As presented in Fig. 2, our personas had been the characters of storytelling graphical formats that best describe the needs and the challenges for the three different models. Following the social immersion exercises and observing the targeted users, we came with the following design drivers to best fulfill the needs of the targeted users.

The Design Drivers for iCE, after creating the personas and storytelling, should include:

1. 1-

   Minimal time for organizing space elements.

2. 2-

   Physical and Digital tools.

3. 3-

   New classroom arrangements for the ever-changing savvy tech users.

4. 4-

   More than a place to sit and listen, it should embody social interactions.

5. 5-

   Spatial and sensorial dimensions (sound, light, colors and texture), which are essential for the different user profiles, personas.

6. 6-

   Open/reconfigurable environment.

7. 7-

   User-friendly performance and system feedback.

3.2 iCE’s Iterative Design Activities

Based on the above design drivers, the research team had identified three main challenges for the design of iCE, a. wall and ceiling robotic movements; b. table and chair design components; c. the centralized vs the distributed network of the system. The design team had employed the use of the iterative design approach in two studio-based design courses, semester-long projects for second and third year architectural students, to design physical kinetic walls and ceilings; and for interior design students to develop movable kinetic tables and chairs, Fig. 3. These iterative design activities led to the selected design of iCE.

Fig. 3.

iCE’s interactive wall and roof panels while reconfiguring.

4 The Intelligent Classroom Environment (iCE)’s Design

4.1 iCE’s Main Components

What we call “iCE” reflects the dynamic and inclusive character of our time. iCE is a robotic interactive physical-digital system for students and professors to connect with their classroom through the different components of the room; and, to reconfigure and retune it to the needed configuration, described below.

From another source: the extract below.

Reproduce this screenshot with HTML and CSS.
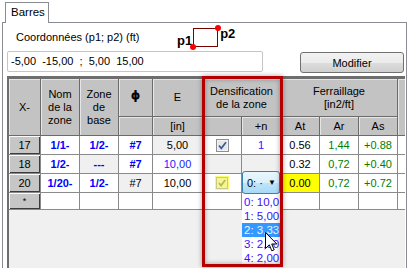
FILE: index.html
```html
<!DOCTYPE html>
<html lang="fr">
<head>
    <meta charset="UTF-8">
    <title>Barres</title>
    <link rel="stylesheet" href="styles.css">
</head>
<body>
    <div class="tabs"><div class="tab">Barres</div></div>
    <div class="panel">
        <div class="coords">
            <span class="coords-label">Coordonnées (p1; p2) (ft)</span>
            <div class="pts">
                <span class="p1">p1</span>
                <span class="pt-box"><i class="dot dot-a"></i><i class="dot dot-b"></i></span>
                <span class="p2">p2</span>
            </div>
        </div>
        <div class="entry">
            <div class="field">-5,00  -15,00  ;  5,00  15,00</div>
            <button class="btn">Modifier</button>
        </div>
        <div class="grid-wrap">
            <div class="grid">
                <!-- en-tetes -->
                <div class="h r2">X-</div>
                <div class="h r2">Nom<br>de la<br>zone</div>
                <div class="h r2">Zone<br>de<br>base</div>
                <div class="h phi">&#981;</div>
                <div class="h">E</div>
                <div class="h c2">Densification<br>de la zone</div>
                <div class="h c3">Ferraillage<br>[in2/ft]</div>
                <div class="h r2"></div>
                <div class="h"></div>
                <div class="h">[in]</div>
                <div class="h"></div>
                <div class="h">+n</div>
                <div class="h">At</div>
                <div class="h">Ar</div>
                <div class="h">As</div>

                <!-- ligne 17 -->
                <div class="rh">17</div>
                <div class="c b">1/1-</div>
                <div class="c b">1/2-</div>
                <div class="c b">#7</div>
                <div class="c g">5,00</div>
                <div class="c">
                    <svg class="chk" width="13" height="13" viewBox="0 0 13 13">
                        <rect x="0.5" y="0.5" width="12" height="12" fill="#f4f4f4" stroke="#8e8f8f"/>
                        <rect x="2" y="2" width="9" height="9" fill="#e6e7e9"/>
                        <path d="M3 6.5 L5.3 9.3 L10 3.2" fill="none" stroke="#3a5a98" stroke-width="1.7"/>
                    </svg>
                </div>
                <div class="c v">1</div>
                <div class="c">0.56</div>
                <div class="c gr">1,44</div>
                <div class="c gr">+0.88</div>
                <div class="c"></div>

                <!-- ligne 18 -->
                <div class="rh">18</div>
                <div class="c b">1/2-</div>
                <div class="c g b">---</div>
                <div class="c b">#7</div>
                <div class="c bl">10,00</div>
                <div class="c g"></div>
                <div class="c g"></div>
                <div class="c">0.32</div>
                <div class="c gr">0,72</div>
                <div class="c gr">+0.40</div>
                <div class="c"></div>

                <!-- ligne 20 -->
                <div class="rh">20</div>
                <div class="c b">1/20-</div>
                <div class="c b">1/2-</div>
                <div class="c g">#7</div>
                <div class="c">10,00</div>
                <div class="c">
                    <svg class="chk" width="14" height="14" viewBox="0 0 14 14">
                        <rect x="0" y="0" width="14" height="14" fill="#fbfb70"/>
                        <rect x="1.5" y="1.5" width="11" height="11" fill="#f6f690" stroke="#c9c98a"/>
                        <path d="M4 7 L6 9.6 L10.2 4" fill="none" stroke="#b5b55a" stroke-width="1.6"/>
                    </svg>
                </div>
                <div class="c"></div>
                <div class="c y">0.00</div>
                <div class="c gr">0,72</div>
                <div class="c gr">+0.72</div>
                <div class="c"></div>

                <!-- nouvelle ligne -->
                <div class="rh star">*</div>
                <div class="c"></div>
                <div class="c"></div>
                <div class="c"></div>
                <div class="c"></div>
                <div class="c"></div>
                <div class="c"></div>
                <div class="c"></div>
                <div class="c"></div>
                <div class="c"></div>
                <div class="c"></div>
            </div>
        </div>
    </div>

    <!-- liste deroulante ouverte -->
    <div class="combo"><span>0: &middot;</span><span class="arrow">&#9660;</span></div>
    <ul class="options">
        <li>0: 10,0</li>
        <li>1: 5,00</li>
        <li class="sel">2: 3,33</li>
        <li>3: 2,50</li>
        <li>4: 2,00</li>
    </ul>
    <svg class="cursor" width="13" height="21" viewBox="0 0 13 21">
        <path d="M0.5 0.5 L0.5 16.5 L4.3 12.8 L6.8 18.8 L9.2 17.8 L6.7 12 L11.8 12 Z" fill="#fff" stroke="#000" stroke-width="1"/>
    </svg>

    <!-- cadre rouge -->
    <div class="focus"></div>
</body>
</html>
```
FILE: styles.css
```css
body {
    margin: 0;
    width: 409px;
    height: 268px;
    overflow: hidden;
    position: relative;
    background: #fff;
    font-family: "Liberation Sans", Arial, sans-serif;
    font-size: 11px;
    color: #000;
}
.tabs {
    display: flex;
    height: 20px;
    padding: 2px 0 0 5px;
}
.tab {
    box-sizing: border-box;
    width: 44px;
    height: 21px;
    margin-bottom: -1px;
    border: 1px solid #898c95;
    border-bottom: none;
    background: #fff;
    position: relative;
    z-index: 1;
    padding: 3px 0 0 5px;
    font-size: 11.5px;
}
.panel {
    box-sizing: border-box;
    width: 405px;
    height: 246px;
    margin-left: 2px;
    border: 1px solid #898c95;
    border-bottom: none;
    background: #fff;
    overflow: hidden;
}
.coords {
    display: flex;
    align-items: center;
    height: 28px;
}
.coords-label {
    width: 161px;
    padding-left: 13px;
    font-size: 11px;
}
.pts {
    display: flex;
    height: 19px;
    margin-top: 1px;
}
.p1, .p2 {
    font-weight: bold;
    font-size: 13px;
    line-height: 12px;
}
.p1 { align-self: flex-end; margin-right: 1px; }
.p2 { align-self: flex-start; margin-left: 2px; }
.pt-box {
    box-sizing: border-box;
    width: 25px;
    height: 19px;
    border: 1px solid #7a0000;
    position: relative;
}
.dot {
    position: absolute;
    width: 6px;
    height: 6px;
    border-radius: 50%;
    background: #f00;
}
.dot-a { left: -4px; bottom: -4px; }
.dot-b { right: -4px; top: -4px; }
.entry {
    display: flex;
    align-items: flex-start;
    height: 25px;
}
.field {
    box-sizing: border-box;
    width: 256px;
    height: 21px;
    margin-left: 4px;
    padding: 3px 0 0 3px;
    border: 1px solid #c5c5c5;
    border-radius: 2px;
    white-space: pre;
}
.btn {
    box-sizing: border-box;
    width: 104px;
    height: 21px;
    margin: 1px 0 0 37px;
    border: 1px solid #707070;
    border-radius: 3px;
    background: linear-gradient(#f2f2f2 0%, #ebebeb 50%, #dddddd 51%, #cfcfcf 100%);
    font-family: inherit;
    font-size: 11px;
    padding: 0;
}
.grid-wrap {
    box-sizing: border-box;
    width: 398px;
    height: 192px;
    margin-left: 4px;
    border-top: 3px solid #6e6e6e;
    border-left: 2px solid #6e6e6e;
    background: #f0f0f0;
    overflow: hidden;
}
.grid {
    display: grid;
    grid-template-columns: 32px 39px 39px 34px 50px 39px 39px 39px 39px 39px 20px;
    grid-template-rows: 38px 19px 19px 19px 19px 17px;
    width: 409px;
}
.grid > div {
    box-sizing: border-box;
    display: flex;
    align-items: center;
    justify-content: center;
    text-align: center;
    line-height: 13px;
}
.h {
    background: #c3c3c3;
    border-right: 1px solid #6b6b6b;
    border-bottom: 1px solid #6b6b6b;
    box-shadow: inset 1px 1px 0 #e6e6e6;
}
.r2 { grid-row: span 2; }
.c2 { grid-column: span 2; }
.c3 { grid-column: span 3; }
.phi {
    font-family: "DejaVu Sans", sans-serif;
    font-weight: bold;
    font-size: 12px;
    padding-bottom: 5px;
}
.rh {
    background: #c6c6c6;
    border-right: 1px solid #8a8a8a;
    border-bottom: 1px solid #8a8a8a;
    box-shadow: inset 1px 1px 0 #fafafa, inset -1px -1px 0 #3c3c3c;
}
.star {
    font-size: 9px;
    align-items: flex-start !important;
    padding-top: 2px;
}
.c {
    background: #fff;
    border-right: 1px solid #8a8a8a;
    border-bottom: 1px solid #8a8a8a;
}
.g { background: #f0f0f0; }
.y { background: #ffff00; }
.b { color: #0000ff; font-weight: bold; }
.bl { color: #1a1aff; }
.gr { color: #008000; }
.v { color: #3a10ff; }
.chk { display: block; }
.combo {
    position: absolute;
    left: 242px;
    top: 171px;
    box-sizing: border-box;
    width: 38px;
    height: 23px;
    border: 1px solid #3c7fb1;
    border-radius: 3px;
    background: linear-gradient(#eaf6fd 0%, #d9f0fc 50%, #bee6fd 51%, #a7d9f5 100%);
    display: flex;
    align-items: center;
    justify-content: space-between;
    padding: 0 3px 0 4px;
    font-size: 11px;
}
.arrow { font-size: 8px; }
.options {
    position: absolute;
    left: 242px;
    top: 194px;
    width: 38px;
    height: 72px;
    margin: 0;
    padding: 1px 0 0;
    list-style: none;
    background: #fff;
    overflow: hidden;
    box-sizing: border-box;
}
.options li {
    height: 14px;
    line-height: 14px;
    padding-left: 2px;
    color: #3a10ff;
    white-space: nowrap;
    font-size: 11.5px;
}
.options li.sel {
    background: #3399ff;
    color: #eef4ff;
}
.cursor {
    position: absolute;
    left: 265px;
    top: 232px;
}
.focus {
    position: absolute;
    left: 202px;
    top: 76px;
    box-sizing: border-box;
    width: 81px;
    height: 191px;
    border: 3px solid #b40000;
    box-shadow: 0 0 5px rgba(0,0,0,0.35), inset 0 0 5px rgba(0,0,0,0.35);
}
```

iCE is comprised of the following artifacts, a-self-organizing robotic desk; b-self-organizing robotic chairs; c-interactive wall panels; d- autonomous ceiling; e-auto-adjustable projector; and f-auto-adjustable sound and light systems, as in Fig. 4.

Fig. 4.

iCE’s different robotic and interactive components.

4.2 iCE’s Architecture

iCE is a hybrid physical-digital system comprised of the above six elements, as in Fig. 4. The chairs, tables, walls, and ceiling are to be designed as architectural-robotic systems capable to reconfigure based on the six different configurations, more details in the following section. In achieving this goal, we incorporate the use of three robotic technologies: a. sensors that can help in detecting proximity to people and objects, and distances between iCE’s different elements, i.e., ultrasonic sensors; b. Linear actuators, motorized wheels system, and servomotors to move the objects and components of the system; and, c. microcontrollers that work as the brains to process the inputs and the outputs, and to communicate wirelessly with a centralized computer/server.

As we envision iCE’s table and chair designs, following the iterative design activities, the table is comprised of two movable on-track screens driven by linear actuators, LCD touch screen, ultrasonic sensors, three-wheel motorized systems, battery, and microcontroller, as in Fig. 5 (left). The chair is comprised of a movable back and two sides driven by linear actuators, ultrasonic sensors, two motorized wheel systems, battery, and microcontroller, see Fig. 5 (right).

Fig. 5.

iCE’s Table (Left) and Chair Designs (Right).

For the walls and ceilings, the walls are comprised of foldable structures moving on motorized wheels, embedded in wall pockets when needed.

4.3 iCE’s Network System

iCE involves the use of centralized and distributed network elements for module autonomy and independence. iCE incorporates the use of self-organization factors evaluated under metrics of speed (i.e., time for convergence to desired layout/configuration), energy, and safety [7].

The modular design approach also requires the development of reliable control schemes. Towards that end, a control algorithm will be created for each module with its own embedded system microcontroller, in addition to a centralized controller that coordinates the actions of the different modules. A hierarchical centralized control scheme must be developed for the different scenarios with reliability as one of its main design objectives, as in Fig. 6. In addition, an interfacing module is required and it will be programmed with a visual interface.

Fig. 6.

iCE’s centralized network system and distributed network systems

5 iCE’s Configurations

As we envision the intelligent classroom of tomorrow, we conducted many design related exercises through the HCD methods and studio activities. This leads to understanding the different kinematics of the movable/mobile furniture and reconfigurable space elements. Based on the literature review on the different teaching methods, and on the brainstorming activities conducted by five professors from social and natural sciences, iCE’s six basic configurations have been selected as, a. Exploration; b. Collaboration; c. Meeting; d. Lecturing; e. Lounging; and, f. Presentation configurations; in addition to the open customizable configuration that can be set by user’s preferences, see Fig. 7.

Fig. 7.

iCE’s Six Different Configurations, i.e., a. Exploration; b. Collaboration; c. Meeting; d. Lecturing; e. Lounging; and, f. Presentation.

6 Conclusions

While the use of the hybrid physical-digital platform in enhancing the classroom environment is not yet fully experimented, the vision of the hybrid reconfigurable environment is to open the possibilities for more explorations on the use of this system in universities and cultural centers to enhance human-space interactions. iCE’s system suggests a novel research for designing social interactive systems for the classroom environment, and for enhancing both the human-hybrid interactions and our educational systems. The work has the potential for full-scale realization and evaluation on real users.